** BEGIN **

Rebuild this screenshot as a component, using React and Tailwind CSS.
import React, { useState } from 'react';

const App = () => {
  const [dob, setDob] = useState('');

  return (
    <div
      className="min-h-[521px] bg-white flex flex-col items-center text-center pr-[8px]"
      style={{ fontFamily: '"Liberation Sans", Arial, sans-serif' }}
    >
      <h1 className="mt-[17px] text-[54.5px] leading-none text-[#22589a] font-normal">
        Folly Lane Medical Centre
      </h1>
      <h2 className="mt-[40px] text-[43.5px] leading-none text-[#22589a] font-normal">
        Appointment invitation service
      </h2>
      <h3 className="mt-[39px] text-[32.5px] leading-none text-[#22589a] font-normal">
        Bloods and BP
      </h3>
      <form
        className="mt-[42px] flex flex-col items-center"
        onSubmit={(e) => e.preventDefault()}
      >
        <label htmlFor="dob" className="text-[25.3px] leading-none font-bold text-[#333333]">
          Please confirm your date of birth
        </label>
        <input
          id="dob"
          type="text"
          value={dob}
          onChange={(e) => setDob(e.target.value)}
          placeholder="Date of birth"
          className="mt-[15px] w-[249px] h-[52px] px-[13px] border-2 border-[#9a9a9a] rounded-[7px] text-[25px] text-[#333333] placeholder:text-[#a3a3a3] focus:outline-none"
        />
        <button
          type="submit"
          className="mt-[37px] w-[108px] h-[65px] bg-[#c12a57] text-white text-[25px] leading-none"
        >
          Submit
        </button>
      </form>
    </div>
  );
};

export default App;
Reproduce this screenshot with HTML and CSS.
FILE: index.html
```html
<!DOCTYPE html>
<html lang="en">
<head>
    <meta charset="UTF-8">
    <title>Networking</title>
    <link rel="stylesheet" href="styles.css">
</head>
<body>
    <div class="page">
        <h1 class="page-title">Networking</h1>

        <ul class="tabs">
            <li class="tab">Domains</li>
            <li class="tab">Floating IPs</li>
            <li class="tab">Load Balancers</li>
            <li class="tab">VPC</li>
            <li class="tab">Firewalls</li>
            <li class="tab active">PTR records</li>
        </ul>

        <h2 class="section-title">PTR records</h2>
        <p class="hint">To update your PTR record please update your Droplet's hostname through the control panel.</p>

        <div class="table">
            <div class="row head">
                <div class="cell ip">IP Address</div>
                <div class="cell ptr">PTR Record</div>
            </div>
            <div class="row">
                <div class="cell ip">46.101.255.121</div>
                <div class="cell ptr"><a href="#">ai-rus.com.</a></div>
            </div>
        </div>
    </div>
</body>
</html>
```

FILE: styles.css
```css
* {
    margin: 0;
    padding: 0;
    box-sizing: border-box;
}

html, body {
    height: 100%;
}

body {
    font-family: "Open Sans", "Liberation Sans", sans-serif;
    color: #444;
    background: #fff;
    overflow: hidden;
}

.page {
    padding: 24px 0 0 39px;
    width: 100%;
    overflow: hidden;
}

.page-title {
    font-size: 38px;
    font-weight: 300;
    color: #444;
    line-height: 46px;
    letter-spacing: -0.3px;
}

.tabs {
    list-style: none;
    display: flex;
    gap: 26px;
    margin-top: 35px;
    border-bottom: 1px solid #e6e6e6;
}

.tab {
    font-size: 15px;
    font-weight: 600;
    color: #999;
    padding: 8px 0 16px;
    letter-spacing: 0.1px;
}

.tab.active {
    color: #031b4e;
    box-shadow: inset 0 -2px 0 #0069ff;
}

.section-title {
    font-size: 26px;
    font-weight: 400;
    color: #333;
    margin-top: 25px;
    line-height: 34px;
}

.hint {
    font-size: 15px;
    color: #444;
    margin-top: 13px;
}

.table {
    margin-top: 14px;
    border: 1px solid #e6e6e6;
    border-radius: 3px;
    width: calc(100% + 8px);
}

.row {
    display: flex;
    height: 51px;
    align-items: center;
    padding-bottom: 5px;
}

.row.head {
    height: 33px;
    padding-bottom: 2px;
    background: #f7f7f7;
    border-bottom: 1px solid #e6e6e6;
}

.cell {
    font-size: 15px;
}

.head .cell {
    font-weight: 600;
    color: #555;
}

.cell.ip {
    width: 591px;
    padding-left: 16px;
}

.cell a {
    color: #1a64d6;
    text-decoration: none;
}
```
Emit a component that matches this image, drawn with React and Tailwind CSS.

** END **

-- EXERCISE AIM --
Each line above must be reproduced exactly as it stands.

-- ANSWER TO THE EXERCISE --
Rebuild this screenshot as a component, using React and Tailwind CSS.
import React, { useState } from 'react';

const App = () => {
  const [dob, setDob] = useState('');

  return (
    <div
      className="min-h-[521px] bg-white flex flex-col items-center text-center pr-[8px]"
      style={{ fontFamily: '"Liberation Sans", Arial, sans-serif' }}
    >
      <h1 className="mt-[17px] text-[54.5px] leading-none text-[#22589a] font-normal">
        Folly Lane Medical Centre
      </h1>
      <h2 className="mt-[40px] text-[43.5px] leading-none text-[#22589a] font-normal">
        Appointment invitation service
      </h2>
      <h3 className="mt-[39px] text-[32.5px] leading-none text-[#22589a] font-normal">
        Bloods and BP
      </h3>
      <form
        className="mt-[42px] flex flex-col items-center"
        onSubmit={(e) => e.preventDefault()}
      >
        <label htmlFor="dob" className="text-[25.3px] leading-none font-bold text-[#333333]">
          Please confirm your date of birth
        </label>
        <input
          id="dob"
          type="text"
          value={dob}
          onChange={(e) => setDob(e.target.value)}
          placeholder="Date of birth"
          className="mt-[15px] w-[249px] h-[52px] px-[13px] border-2 border-[#9a9a9a] rounded-[7px] text-[25px] text-[#333333] placeholder:text-[#a3a3a3] focus:outline-none"
        />
        <button
          type="submit"
          className="mt-[37px] w-[108px] h-[65px] bg-[#c12a57] text-white text-[25px] leading-none"
        >
          Submit
        </button>
      </form>
    </div>
  );
};

export default App;
Reproduce this screenshot with HTML and CSS.
FILE: index.html
```html
<!DOCTYPE html>
<html lang="en">
<head>
    <meta charset="UTF-8">
    <title>Networking</title>
    <link rel="stylesheet" href="styles.css">
</head>
<body>
    <div class="page">
        <h1 class="page-title">Networking</h1>

        <ul class="tabs">
            <li class="tab">Domains</li>
            <li class="tab">Floating IPs</li>
            <li class="tab">Load Balancers</li>
            <li class="tab">VPC</li>
            <li class="tab">Firewalls</li>
            <li class="tab active">PTR records</li>
        </ul>

        <h2 class="section-title">PTR records</h2>
        <p class="hint">To update your PTR record please update your Droplet's hostname through the control panel.</p>

        <div class="table">
            <div class="row head">
                <div class="cell ip">IP Address</div>
                <div class="cell ptr">PTR Record</div>
            </div>
            <div class="row">
                <div class="cell ip">46.101.255.121</div>
                <div class="cell ptr"><a href="#">ai-rus.com.</a></div>
            </div>
        </div>
    </div>
</body>
</html>
```

FILE: styles.css
```css
* {
    margin: 0;
    padding: 0;
    box-sizing: border-box;
}

html, body {
    height: 100%;
}

body {
    font-family: "Open Sans", "Liberation Sans", sans-serif;
    color: #444;
    background: #fff;
    overflow: hidden;
}

.page {
    padding: 24px 0 0 39px;
    width: 100%;
    overflow: hidden;
}

.page-title {
    font-size: 38px;
    font-weight: 300;
    color: #444;
    line-height: 46px;
    letter-spacing: -0.3px;
}

.tabs {
    list-style: none;
    display: flex;
    gap: 26px;
    margin-top: 35px;
    border-bottom: 1px solid #e6e6e6;
}

.tab {
    font-size: 15px;
    font-weight: 600;
    color: #999;
    padding: 8px 0 16px;
    letter-spacing: 0.1px;
}

.tab.active {
    color: #031b4e;
    box-shadow: inset 0 -2px 0 #0069ff;
}

.section-title {
    font-size: 26px;
    font-weight: 400;
    color: #333;
    margin-top: 25px;
    line-height: 34px;
}

.hint {
    font-size: 15px;
    color: #444;
    margin-top: 13px;
}

.table {
    margin-top: 14px;
    border: 1px solid #e6e6e6;
    border-radius: 3px;
    width: calc(100% + 8px);
}

.row {
    display: flex;
    height: 51px;
    align-items: center;
    padding-bottom: 5px;
}

.row.head {
    height: 33px;
    padding-bottom: 2px;
    background: #f7f7f7;
    border-bottom: 1px solid #e6e6e6;
}

.cell {
    font-size: 15px;
}

.head .cell {
    font-weight: 600;
    color: #555;
}

.cell.ip {
    width: 591px;
    padding-left: 16px;
}

.cell a {
    color: #1a64d6;
    text-decoration: none;
}
```
Emit a component that matches this image, drawn with React and Tailwind CSS.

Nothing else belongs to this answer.